La memoria della Shoa è celebrata, ma la memoria della Nakba, che ricorre il 15
maggio, è proibita per legge, mentre il 16 maggio si celebra la nascita di
Israele.
Una terra senza popolo per un popolo senza terra. Questo slogan ripreso dal
passato presuppone che quando il popolo ebreo si è insediato in Palestina con
l’occhio del colonizzatore bianco occidentale, si riteneva che la gente che
viveva in quella terra non avesse diritto ad abitarla, che fosse appunto una
terra senza popolo.
La Striscia di Gaza. Anche questo è un concetto astratto creato a tavolino per
dare uno spazio ai profughi arabi dopo l’occupazione ebraica del 1948, quando
alcuni si spostarono a nord, altri verso la Cisgiordania e gli altri, rimasti
senza abitazione, furono collocati forzatamente nella Striscia di Gaza.
Un conflitto tra due nazionalismi. La soluzione dei due Stati non porta alla
decolonizzazione.
Chi è ebreo? Si tratta di un concetto complesso, poco chiaro e ingannevole, che
induce a fare confusione tra i concetti di religione, nazione, etica e cultura.

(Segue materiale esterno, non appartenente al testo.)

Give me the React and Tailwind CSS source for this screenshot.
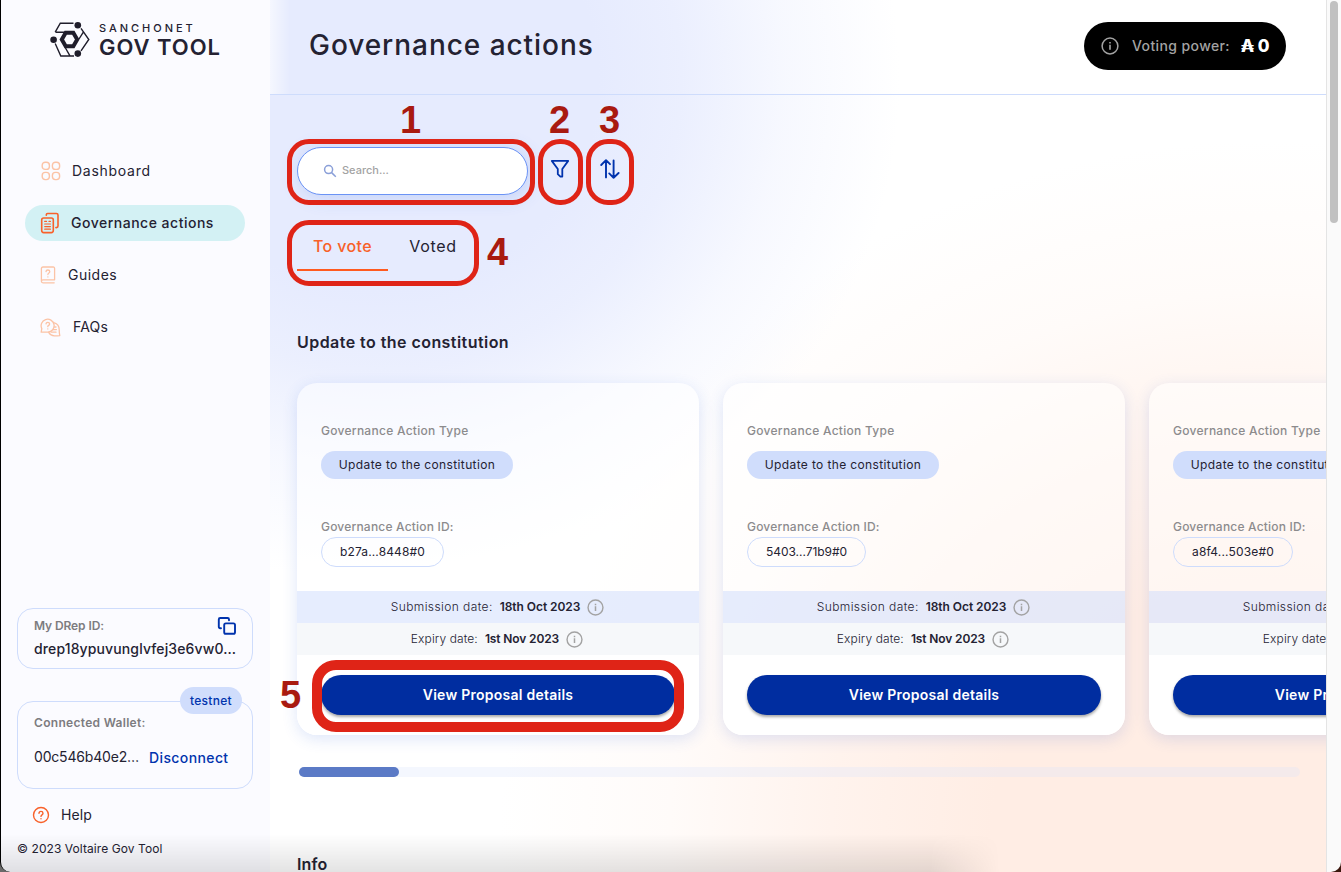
const cards = [
  { id: 'b27a...8448#0', track: 'tracking-[0.011em]', width: 'w-[123px]' },
  { id: '5403...71b9#0', track: 'tracking-[-0.004em]', width: 'w-[119px]' },
  { id: 'a8f4...503e#0', track: 'tracking-[0.014em]', width: 'w-[120px]' },
]

function Logo() {
  return (
    <svg width="40" height="38" viewBox="50 21 40 38" fill="none" stroke="#1f1d2b" strokeWidth="1.4" className="shrink-0">
      <path d="M55.2 32.2 60.3 23.2H73.5M55.5 32.2H64.5M81 28.4 88.8 39.5 81 50.8M83.5 31.8 79 39M55.2 43.5 60.8 56H74M65.2 47.5 69.8 55.6" />
      <path d="M65.7 32.8h7.6l3.9 6.7-3.9 6.7h-7.6l-3.9-6.7z" strokeWidth="4" />
      <g fill="#1f1d2b" stroke="none">
        <circle cx="77.8" cy="25.3" r="3.3" />
        <circle cx="53.6" cy="39.7" r="3.3" />
        <circle cx="77.8" cy="53.6" r="3.3" />
      </g>
    </svg>
  )
}

function DashboardIcon() {
  return (
    <svg width="20" height="20" viewBox="0 0 20 20" fill="none" stroke="#fbc3a6" strokeWidth="1.4">
      <rect x="1.2" y="1.2" width="7.2" height="7.2" rx="3" />
      <rect x="11.4" y="1.2" width="7.2" height="7.2" rx="3" />
      <rect x="1.2" y="11.4" width="7.2" height="7.2" rx="3" />
      <rect x="11.4" y="11.4" width="7.2" height="7.2" rx="3" />
    </svg>
  )
}

function ActionsIcon() {
  return (
    <svg width="20" height="22" viewBox="0 0 20 22" fill="none" stroke="#f8612a" strokeWidth="1.6" strokeLinecap="round" strokeLinejoin="round">
      <rect x="1.7" y="6" width="11.6" height="14.6" rx="2" />
      <path d="M6.3 3.3V2.8Q6.3 1.5 7.6 1.5H16.4Q18 1.5 18 3.1V14Q18 15.6 16.4 15.6H15.9" />
      <path d="M4.7 9.4h1.8M9 9.4h1.4M4.7 12h5.7M4.7 14.6h5.7M4.7 17.2h5.7" strokeWidth="1.2" />
    </svg>
  )
}

function GuidesIcon() {
  return (
    <svg width="16" height="18" viewBox="0 0 16 18" fill="none" stroke="#fbc3a6" strokeWidth="1.3" strokeLinecap="round" strokeLinejoin="round">
      <path d="M14.6 13.6V2.4Q14.6 1 13.2 1H3Q1.4 1 1.4 2.6V15.2M14.6 13.8H3Q1.4 13.8 1.4 15.3T3 16.8H14.2" />
      <path d="M6 5.6Q6.1 4 7.9 4T9.8 5.6Q9.8 6.6 8.7 7.2 7.9 7.7 7.9 8.6M7.9 10.8v.1" />
    </svg>
  )
}

function FaqIcon() {
  return (
    <svg width="21" height="19" viewBox="0 0 21 19" fill="none" stroke="#fbc3a6" strokeWidth="1.3" strokeLinecap="round" strokeLinejoin="round">
      <path d="M1.2 14.2 1.8 10.6A6.5 6.5 0 1 1 7.9 14.2Z" />
      <path d="M14.3 4.8Q19 6 19.2 11.5 19.2 14.6 19.8 17.6 17.5 17.8 14.5 17.8 10.6 17.8 8.7 14.4M14.4 9h1.6M13.2 11.6h3.2M11.4 14.2h4.6" />
      <path d="M6 5.9Q6.1 4.4 7.8 4.4T9.6 5.9Q9.6 6.8 8.6 7.4 7.8 7.9 7.8 8.7M7.8 10.8v.1" />
    </svg>
  )
}

function InfoIcon({ className }) {
  return (
    <svg viewBox="0 0 18 18" fill="none" stroke="currentColor" strokeWidth="1.5" className={className}>
      <circle cx="9" cy="9" r="7.9" />
      <path d="M9 7.8v5M9 4.9v1.6" strokeWidth="1.6" />
    </svg>
  )
}

function HelpIcon() {
  return (
    <svg width="18" height="18" viewBox="0 0 18 18" fill="none" stroke="#f8612a" strokeWidth="1.4" strokeLinecap="round">
      <circle cx="9" cy="9" r="7.5" />
      <path d="M7 7.3Q7.1 5.4 9 5.4T11 7.2Q11 8.2 10 8.8 9 9.4 9 10.4M9 12.6v.1" />
    </svg>
  )
}

function CopyIcon() {
  return (
    <svg width="20" height="20" viewBox="0 0 20 20" fill="none" stroke="#0033ad" strokeWidth="1.9" strokeLinecap="round" strokeLinejoin="round" className="-mr-px">
      <rect x="7.2" y="7.4" width="10.8" height="10.4" rx="1.6" />
      <path d="M4 12.2H3.2Q1.8 12.2 1.8 10.8V3.4Q1.8 2 3.2 2H10.6Q12 2 12 3.4V4.2" />
    </svg>
  )
}

function Sidebar() {
  return (
    <aside className="flex h-full w-[270px] shrink-0 flex-col rounded-bl-[10px] border-l border-black bg-[#fbfbff] text-[#242232]">
      <div className="flex h-[59px] items-end gap-[9px] pl-[49px]">
        <Logo />
        <div className="flex flex-col">
          <span className="text-[11px] leading-[13px] font-medium tracking-[0.27em]">SANCHONET</span>
          <span className="text-[22px] leading-[24px] font-semibold tracking-[0.044em]">GOV TOOL</span>
        </div>
      </div>

      <nav className="mt-[94px] flex flex-col gap-4 pl-6 text-[14px]">
        <a className="flex h-9 w-[220px] items-center gap-[11px] rounded-full pl-4">
          <DashboardIcon />
          <span className="pb-[2px] tracking-[0.052em]">Dashboard</span>
        </a>
        <a className="flex h-9 w-[220px] items-center gap-[11px] rounded-full bg-[#d3f1f4] pl-[15px]">
          <ActionsIcon />
          <span className="pb-[2px] font-medium tracking-[0.036em]">Governance actions</span>
        </a>
        <a className="flex h-9 w-[220px] items-center gap-[12px] rounded-full pl-[15px]">
          <GuidesIcon />
          <span className="pb-[2px] tracking-[0.035em]">Guides</span>
        </a>
        <a className="flex h-9 w-[220px] items-center gap-[11px] rounded-full pl-[15px]">
          <FaqIcon />
          <span className="pb-[2px] pl-px tracking-[0.013em]">FAQs</span>
        </a>
      </nav>

      <div className="mt-auto pl-4">
        <div className="flex h-[61px] w-[236px] flex-col rounded-2xl border border-[#cedcfc] px-4 pt-[7px]">
          <div className="flex h-5 items-center justify-between">
            <span className="text-[12px] font-semibold tracking-[-0.008em] text-[#7d7c80]">My DRep ID:</span>
            <CopyIcon />
          </div>
          <span className="mt-[3px] text-[14px] leading-5 font-medium tracking-[0.009em] whitespace-nowrap">drep18ypuvunglvfej3e6vw0…</span>
        </div>

        <div className="relative mt-8 flex h-[88px] w-[236px] flex-col rounded-2xl border border-[#cedcfc] pl-4">
          <span className="absolute -top-[15px] right-[10px] flex h-[27px] w-[62px] items-center justify-center rounded-full bg-[#d0ddfc] text-[12px] font-medium tracking-[0.025em] text-[#0033ad]">testnet</span>
          <span className="mt-[11px] text-[12px] leading-5 font-semibold tracking-[0.025em] text-[#7d7c80]">Connected Wallet:</span>
          <div className="mt-[14px] flex items-start gap-[10px] text-[14px] leading-5">
            <span className="tracking-[-0.013em]">00c546b40e2…</span>
            <span className="pt-px font-medium tracking-[0.028em] text-[#0033ad]">Disconnect</span>
          </div>
        </div>

        <div className="mt-4 flex h-5 items-center gap-[11px] pl-[15px] text-[14px]">
          <HelpIcon />
          <span className="pb-[2px] tracking-[0.008em]">Help</span>
        </div>
        <p className="mt-[15px] mb-[14px] text-[12px] leading-[18px] tracking-[0.006em]">© 2023 Voltaire Gov Tool</p>
      </div>
    </aside>
  )
}

function Card({ card }) {
  return (
    <article className="flex h-[352px] w-[402px] shrink-0 flex-col overflow-hidden rounded-[20px] bg-white/50 text-[12px] text-[#242232] shadow-[0_4px_15px_rgba(47,98,220,0.16)]">
      <div className="flex h-[208px] flex-col items-start px-6 pt-[38px]">
        <span className="leading-5 font-medium tracking-[0.023em] text-[#8c8b8d]">Governance Action Type</span>
        <span className="mt-[10px] flex h-7 w-[192px] items-center justify-center rounded-full bg-[#d0ddfc] tracking-[0.031em]">Update to the constitution</span>
        <span className="mt-[38px] leading-5 font-medium tracking-[0.016em] text-[#8c8b8d]">Governance Action ID:</span>
        <span className={`flex h-[30px] items-center justify-center rounded-full border border-[#cedcfc] ${card.width} ${card.track}`}>{card.id}</span>
      </div>
      <div className="flex h-8 items-center justify-center gap-[7px] bg-[#c8d6fc]/45 pr-px">
        <span className="font-light tracking-[0.034em]">Submission date:</span>
        <span className="font-semibold tracking-[-0.005em]">18th Oct 2023</span>
        <InfoIcon className="size-[17px] text-[#a3a3a3]" />
      </div>
      <div className="flex h-8 items-center justify-center gap-[7px] bg-[#f6f8fa] pr-[2px]">
        <span className="font-light tracking-[0.009em]">Expiry date:</span>
        <span className="font-semibold tracking-[-0.01em]">1st Nov 2023</span>
        <InfoIcon className="size-[17px] text-[#a3a3a3]" />
      </div>
      <div className="flex-1 bg-white px-6 pt-5">
        <button className="block h-10 w-full rounded-full bg-[#002da0] pb-px text-[14px] font-semibold tracking-[0.018em] text-white shadow-[0_2px_3px_rgba(0,0,0,0.35)]">View Proposal details</button>
      </div>
    </article>
  )
}

function Callouts() {
  return (
    <div className="pointer-events-none absolute inset-0 font-['Liberation_Sans',sans-serif] text-[38px] leading-[38px] font-bold text-[#a91a10]">
      <div className="absolute top-[139px] left-[17px] h-[66px] w-[248px] rounded-[22px] border-[5px] border-[#df2417]" />
      <div className="absolute top-[139px] left-[268px] h-[66px] w-[45px] rounded-[22px] border-[5px] border-[#df2417]" />
      <div className="absolute top-[139px] left-[316px] h-[66px] w-[48px] rounded-[22px] border-[5px] border-[#df2417]" />
      <div className="absolute top-[220px] left-[17px] h-[66px] w-[192px] rounded-[22px] border-[5px] border-[#df2417]" />
      <div className="absolute top-[660px] left-[42px] h-[72px] w-[372px] rounded-[24px] border-[10px] border-[#df2417]" />
      <span className="absolute top-[101px] left-[130px]">1</span>
      <span className="absolute top-[101px] left-[279px]">2</span>
      <span className="absolute top-[101px] left-[329px]">3</span>
      <span className="absolute top-[233px] left-[217px]">4</span>
      <span className="absolute top-[676px] left-[10px]">5</span>
    </div>
  )
}

export default function App() {
  return (
    <div className="relative flex h-[872px] w-[1341px] overflow-hidden bg-[linear-gradient(90deg,#777_50%,#3a160c_50%)] font-['Inter',sans-serif]">
      <Sidebar />
      <main className="relative flex h-full w-[1056px] shrink-0 flex-col overflow-hidden bg-white bg-[radial-gradient(520px_500px_at_110px_80px,#e6ebfe_0%,#e6ebfe_42%,#e6ebfecc_58%,#e6ebfe55_78%,#e6ebfe00_100%),radial-gradient(770px_690px_at_1000px_830px,#ffede4_0%,#ffede4_36%,#ffede4aa_57%,#ffede438_78%,#ffede400_100%)] text-[#242232]">
        <header className="flex h-[95px] shrink-0 items-start justify-between border-b border-[#cedcfc] bg-[linear-gradient(90deg,#ffffff99_0,#ffffff00_20px,#ffffff00_600px,#ffffff_900px)] pt-[22px] pr-10 pl-[39px]">
          <h1 className="mt-[3px] text-[28px] leading-10 font-medium tracking-[0.034em]">Governance actions</h1>
          <div className="flex h-12 w-[202px] items-center rounded-full bg-black pl-[17px] text-[14px]">
            <InfoIcon className="size-[18px] text-[#a3a3a3]" />
            <span className="ml-[13px] pb-px font-medium tracking-[0.028em] text-[#a3a3a3]">Voting power:</span>
            <span className="ml-[11px] text-[17px] leading-6 font-extrabold whitespace-nowrap text-white">₳ 0</span>
          </div>
        </header>

        <div className="mt-[52px] flex items-start pl-[27px]">
          <div className="flex h-12 w-[231px] items-center gap-[5px] rounded-full border border-[#6b93f5] bg-white pl-[25px] text-[11px] font-medium text-[#a3a3a3] shadow-[2px_2px_20px_rgba(47,98,220,0.2)]">
            <svg width="14" height="14" viewBox="0 0 14 14" fill="none" stroke="#8a9fd8" strokeWidth="1.5">
              <circle cx="5.6" cy="5.6" r="4" />
              <path d="m8.6 8.6 4.2 4.2" />
            </svg>
            <span className="pb-[2px]">Search...</span>
          </div>
          <svg width="20" height="20" viewBox="0 0 20 20" fill="none" stroke="#0033ad" strokeWidth="1.8" strokeLinejoin="round" className="mt-3 ml-[22px]">
            <path d="M1.8 1.9H18.2L12.3 10V17.6H10.4L7.8 15.2V10Z" />
          </svg>
          <svg width="22" height="22" viewBox="0 0 22 22" fill="none" stroke="#0033ad" strokeWidth="1.9" strokeLinecap="round" strokeLinejoin="round" className="mt-[11px] ml-[29px]">
            <path d="M7 19.4V2.2M2.2 7 7 2.2 11 6.2M14.6 2.4V19.8M10.2 15.4 14.6 19.8 19.6 15" />
          </svg>
        </div>

        <div className="mt-[26px] flex h-[50px] shrink-0 pl-[27px] text-[16px]">
          <div className="flex w-[91px] items-center justify-center border-b-2 border-[#ff5a1f] pt-[2px] font-medium tracking-[0.025em] text-[#f8612a]">To vote</div>
          <div className="flex w-[90px] items-center justify-center tracking-[0.042em]">Voted</div>
        </div>

        <h2 className="mt-[59px] shrink-0 pl-[27px] text-[16px] leading-6 font-semibold tracking-[0.028em]">Update to the constitution</h2>
        <div className="mt-[29px] flex shrink-0 gap-6 pl-[27px]">
          {cards.map((card) => (
            <Card key={card.id} card={card} />
          ))}
        </div>
        <div className="mt-8 ml-[29px] h-[10px] w-[1001px] shrink-0 rounded-full bg-[#dbe4fb]/30">
          <div className="h-full w-[100px] rounded-full bg-[#5b7ac6]" />
        </div>
        <h2 className="mt-[75px] shrink-0 pl-[27px] text-[16px] leading-6 font-semibold tracking-[0.01em]">Info</h2>
        <Callouts />
      </main>
      <div className="flex h-full flex-1 justify-center rounded-br-[10px] border-l border-[#e4e4e4] bg-[#fafafa] pt-px">
        <div className="h-[222px] w-2 rounded-full bg-[#c1c1c1]" />
      </div>
      <div className="pointer-events-none absolute bottom-0 left-0 h-[38px] w-[1000px] bg-[linear-gradient(to_bottom,transparent,rgba(0,0,0,0.11))] [mask-image:linear-gradient(90deg,black_93%,transparent)]" />
    </div>
  )
}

Il Diritto al ritorno e gli infiltrati. Così venivano chiamati i legittimi
proprietari delle abitazioni espropriate, che negli anni Cinquanta del ‘900
cercavano di fare ritorno alle loro case.
Queste e altre riflessioni restano aperte, ma una cosa è certa: per
decolonizzare la Palestina dovremmo iniziare a decolonizzare la nostra cultura.